23 May 2002
Storage area networks (Sans) were designed to ease the burden of managing exploding storage demands. Placing all storage on its own network creates a single point of management, and the technology allows multiple servers to access the same storage.
This is helpful for fail-over and clustering systems, as building a network for storage previously required using a new network protocol. Existing standards, such as Ethernet, are designed for short transfers of packets and don't scale well to the requirements of storage.
Further reading
Servers will often have to stream large amounts of data, so a new protocol was developed, Fibre Channel. And, unlike other international standards, Fibre Channel has the 'correct' spelling, as the editor of the standard was British.
What's in Fibre Channel?
Fibre Channel is actually a combination of other standards, including Fibre Distributed Data Interface (FDDI), Small Computer System Interface (SCSI), High Performance Parallel Interface (HIPPI) and Intelligent Parallel Interface (IPI). We'll cover how these fit in as we walk through the Fibre Channel standard.
Topology
Fibre Channel offers the best parts of channels (point-to-point) and networks (an aggregation of hosts) through the Fabric. This is an intelligent interconnection scheme.
Hosts only have to monitor their own point-to-point connection to the Fabric. This reduces overhead placed on the host and allows transfer speeds of up to 2Gbps.
As hosts only have to connect into the Fabric, the exact topology is irrelevant and can be point-to-point, arbitrated loop, or fully switched. Exact topologies will depend on management and cost decisions during the implementation of the San.
Fibre Channel layers
Fibre Channel offers a reliable and fast transmission platform. Using single-mode fibre optic media and a longwave light source allows data to be transmitted 10km at 1Gbps. The protocol is defined in a similar way to the Open System Interconnection (OSI) 7-Layer model, although Fibre Channel only has five layers.
FC-0 Layer
As with the physical layer of the OSI model, the FC-0 layer is concerned with providing the physical link. This includes defining the fibre, connectors, optical and electrical parameters for all the available data rates.
This layer has been designed to use a wide range of different link technologies. A San may consist of many different link technologies to give the most efficient performance and cost.
FC-1 Layer
FC-1 defines the transmission protocol. It's responsible for serial transmission and encoding and decoding data. The system used is similar in operation to FDDI, but Fibre Channel uses a 10-bit transmission code opposed to the 5-bit code used by FDDI.
Data is encoded 8-bits at a time into the transmission character.

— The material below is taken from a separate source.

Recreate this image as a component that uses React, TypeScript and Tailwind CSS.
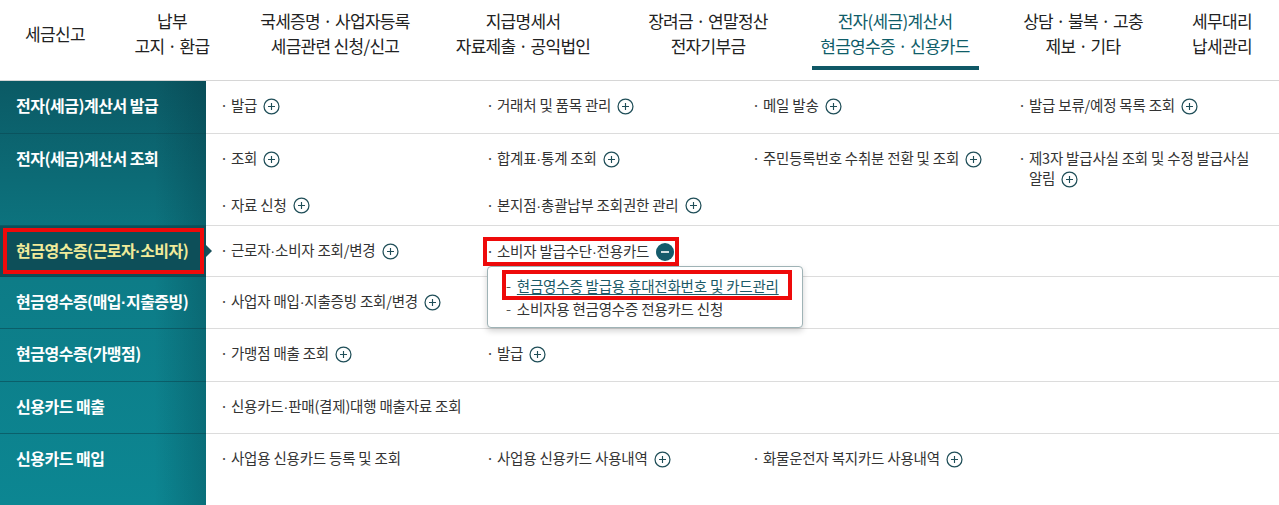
import type { ReactNode } from "react";

type Item = { text: string; icon?: "plus" | "minus" | "none"; open?: boolean };
type Row = { label: string; height: string; active?: boolean; items: Item[] };

const navItems = [
	{ width: "w-[110px]", lines: ["세금신고"] },
	{ width: "w-[124px]", lines: ["납부", "고지 · 환급"] },
	{ width: "w-[202px]", lines: ["국세증명 · 사업자등록", "세금관련 신청/신고"] },
	{ width: "w-[174px]", lines: ["지급명세서", "자료제출 · 공익법인"] },
	{ width: "w-[196px]", lines: ["장려금 · 연말정산", "전자기부금"] },
	{ width: "w-[178px]", lines: ["전자(세금)계산서", "현금영수증 · 신용카드"], active: true },
	{ width: "w-[198px]", lines: ["상담 · 불복 · 고충", "제보 · 기타"] },
	{ width: "w-[80px]", lines: ["세무대리", "납세관리"] },
];

const rows: Row[] = [
	{
		label: "전자(세금)계산서 발급",
		height: "h-[53px]",
		items: [
			{ text: "발급" },
			{ text: "거래처 및 품목 관리" },
			{ text: "메일 발송" },
			{ text: "발급 보류/예정 목록 조회" },
		],
	},
	{
		label: "전자(세금)계산서 조회",
		height: "h-[92px]",
		items: [
			{ text: "조회" },
			{ text: "합계표·통계 조회" },
			{ text: "주민등록번호 수취분 전환 및 조회" },
			{ text: "제3자 발급사실 조회 및 수정 발급사실 알림" },
			{ text: "자료 신청" },
			{ text: "본지점·총괄납부 조회권한 관리" },
		],
	},
	{
		label: "현금영수증(근로자·소비자)",
		height: "h-[51px]",
		active: true,
		items: [
			{ text: "근로자·소비자 조회/변경" },
			{ text: "소비자 발급수단·전용카드", icon: "minus", open: true },
		],
	},
	{
		label: "현금영수증(매입·지출증빙)",
		height: "h-[52px]",
		items: [{ text: "사업자 매입·지출증빙 조회/변경" }],
	},
	{
		label: "현금영수증(가맹점)",
		height: "h-[53px]",
		items: [{ text: "가맹점 매출 조회" }, { text: "발급" }],
	},
	{
		label: "신용카드 매출",
		height: "h-[52px]",
		items: [{ text: "신용카드·판매(결제)대행 매출자료 조회", icon: "none" }],
	},
	{
		label: "신용카드 매입",
		height: "h-[90px]",
		items: [
			{ text: "사업용 신용카드 등록 및 조회", icon: "none" },
			{ text: "사업용 신용카드 사용내역" },
			{ text: "화물운전자 복지카드 사용내역" },
		],
	},
];

// the CJK font gives "·" a full-width box; the site uses a narrow one
function tight(text: string) {
	const parts = text.split("·");
	return parts.map((part, i) => (
		<span key={i}>
			{i > 0 && <span className="font-['Liberation_Sans',sans-serif]">·</span>}
			{part}
		</span>
	));
}

function PlusIcon() {
	return (
		<svg
			viewBox="0 0 18 18"
			className="ml-[6px] inline-block h-[17px] w-[17px] -translate-y-[1px] align-middle"
		>
			<circle cx="9" cy="9" r="7.9" fill="none" stroke="#1f4e58" strokeWidth="1.3" />
			<path d="M9 5.3v7.4M5.3 9h7.4" stroke="#1f4e58" strokeWidth="1.2" />
		</svg>
	);
}

function MinusIcon() {
	return (
		<svg
			viewBox="0 0 18 18"
			className="ml-[7px] inline-block h-[18px] w-[18px] -translate-y-[1px] align-middle"
		>
			<circle cx="9" cy="9" r="9" fill="#155b6b" />
			<path d="M5 9h8" stroke="#ffffff" strokeWidth="1.6" />
		</svg>
	);
}

function RedBox({ className }: { className: string }) {
	return (
		<div
			className={`pointer-events-none absolute border-[4px] border-[#ee0a0a] ${className}`}
		/>
	);
}

function Popup() {
	return (
		<div className="absolute top-[25px] left-[1px] z-10 w-[316px] rounded-[4px] border border-[#9fb3b6] bg-white px-[18px] pt-[8px] pb-[8px] shadow-[0_3px_6px_rgba(0,0,0,0.18)]">
			<div className="relative flex h-[21px] items-center">
				<span className="mr-[6px] text-[#555]">-</span>
				<a className="text-[#1b5a68] underline underline-offset-[2px]">
					현금영수증 발급용 휴대전화번호 및 카드관리
				</a>
				<RedBox className="-top-[5px] -right-[8px] -bottom-[4px] -left-[4px] border-[3.5px]" />
			</div>
			<div className="mt-[2px] flex h-[21px] items-center">
				<span className="mr-[6px] text-[#555]">-</span>
				<span>소비자용 현금영수증 전용카드 신청</span>
			</div>
		</div>
	);
}

function MenuItem({ item }: { item: Item }): ReactNode {
	const icon = item.icon ?? "plus";
	const body = (
		<div className="flex leading-[20px]">
			<span className="mr-[3px] text-[#444]">·</span>
			<span>
				{tight(item.text)}
				{icon === "plus" && <PlusIcon />}
				{icon === "minus" && <MinusIcon />}
			</span>
		</div>
	);
	if (!item.open) return body;
	return (
		<div className="relative inline-block">
			{body}
			<RedBox className="-top-[4px] -right-[5px] -bottom-[4px] -left-[3px] border-[3.5px]" />
			<Popup />
		</div>
	);
}

export default function App() {
	return (
		<div className="h-[505px] w-[1279px] overflow-hidden bg-white font-['Noto_Sans_CJK_KR','Noto_Sans',sans-serif] text-[#333]">
			<nav className="flex h-[81px] border-b border-[#d6d6d6]">
				{navItems.map((nav) => (
					<div key={nav.lines[0]} className={`${nav.width} flex flex-col items-center pt-[8px]`}>
						<div
							className={`flex h-[50px] flex-col items-center justify-center text-center text-[17px] leading-[25px] tracking-[-0.7px] ${
								nav.active ? "text-[#0f5d69]" : "text-[#222]"
							}`}
						>
							{nav.lines.map((line) => (
								<span key={line}>{line}</span>
							))}
						</div>
						{nav.active && <div className="mt-[8px] h-[4px] w-[167px] bg-[#0f5866]" />}
					</div>
				))}
			</nav>

			<div className="flex">
				{/* Left category column */}
				<div className="w-[206px] shrink-0 bg-[linear-gradient(to_right,rgba(0,0,0,0)_75%,rgba(0,30,40,0.22)),linear-gradient(to_bottom,#0b5a65,#0d7c87_45%,#0c8793)]">
					{rows.map((row) => (
						<div
							key={row.label}
							className={`relative ${row.height} border-b border-[#0a4a53]/60 pt-[13px] pl-[16px] text-[16px] leading-[22px] font-bold tracking-[-0.5px] ${
								row.active ? "bg-[#0d4f59] text-[#f1eb9a]" : "text-white"
							}`}
						>
							{tight(row.label)}
							{row.active && (
								<>
									<RedBox className="top-[2px] right-[2px] bottom-[2px] left-[3px]" />
									<div className="absolute top-[19px] left-full h-0 w-0 border-y-[6px] border-l-[6px] border-y-transparent border-l-[#17505a]" />
								</>
							)}
						</div>
					))}
				</div>

				{/* Right link grid */}
				<div className="flex-1">
					{rows.map((row) => (
						<div
							key={row.label}
							className={`${row.height} grid grid-cols-[266px_266px_266px_1fr] content-start gap-y-[6px] border-b border-[#dcdcdc] pt-[14px] pr-[14px] pl-[14px] text-[14.5px] tracking-[-0.2px]`}
						>
							{row.items.map((item, i) => (
								<div key={item.text + i} className={i % 4 === 3 ? "pr-[10px]" : ""}>
									<MenuItem item={item} />
								</div>
							))}
						</div>
					))}
				</div>
			</div>
		</div>
	);
}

This system introduces some redundancy into the system and allows some recovery in the event of an error.
FC-2 Layer
This layer defines the frame layout and header formats and serves as the transport mechanism. The layer is made up of a set of building blocks used to transfer data across a link. These are Ordered Set, Frame, Sequence, Exchange and Protocol.
Ordered Set
Ordered Sets are 4-byte transmission words that have a special meaning. For example, the start-of-frame and end-of-frame delimiters. Other commands include 'Idle', for declaring a node ready for transmission and reception, and 'Receiver Ready', indicating that the interface buffer can accept more frames.
Frame
Fibre Channel frames are used to contain the data transmitted and have a maximum length of 2,048 bytes. In addition, frames can also be Link Control frames, which are used to send messages including acknowledgements and rejections.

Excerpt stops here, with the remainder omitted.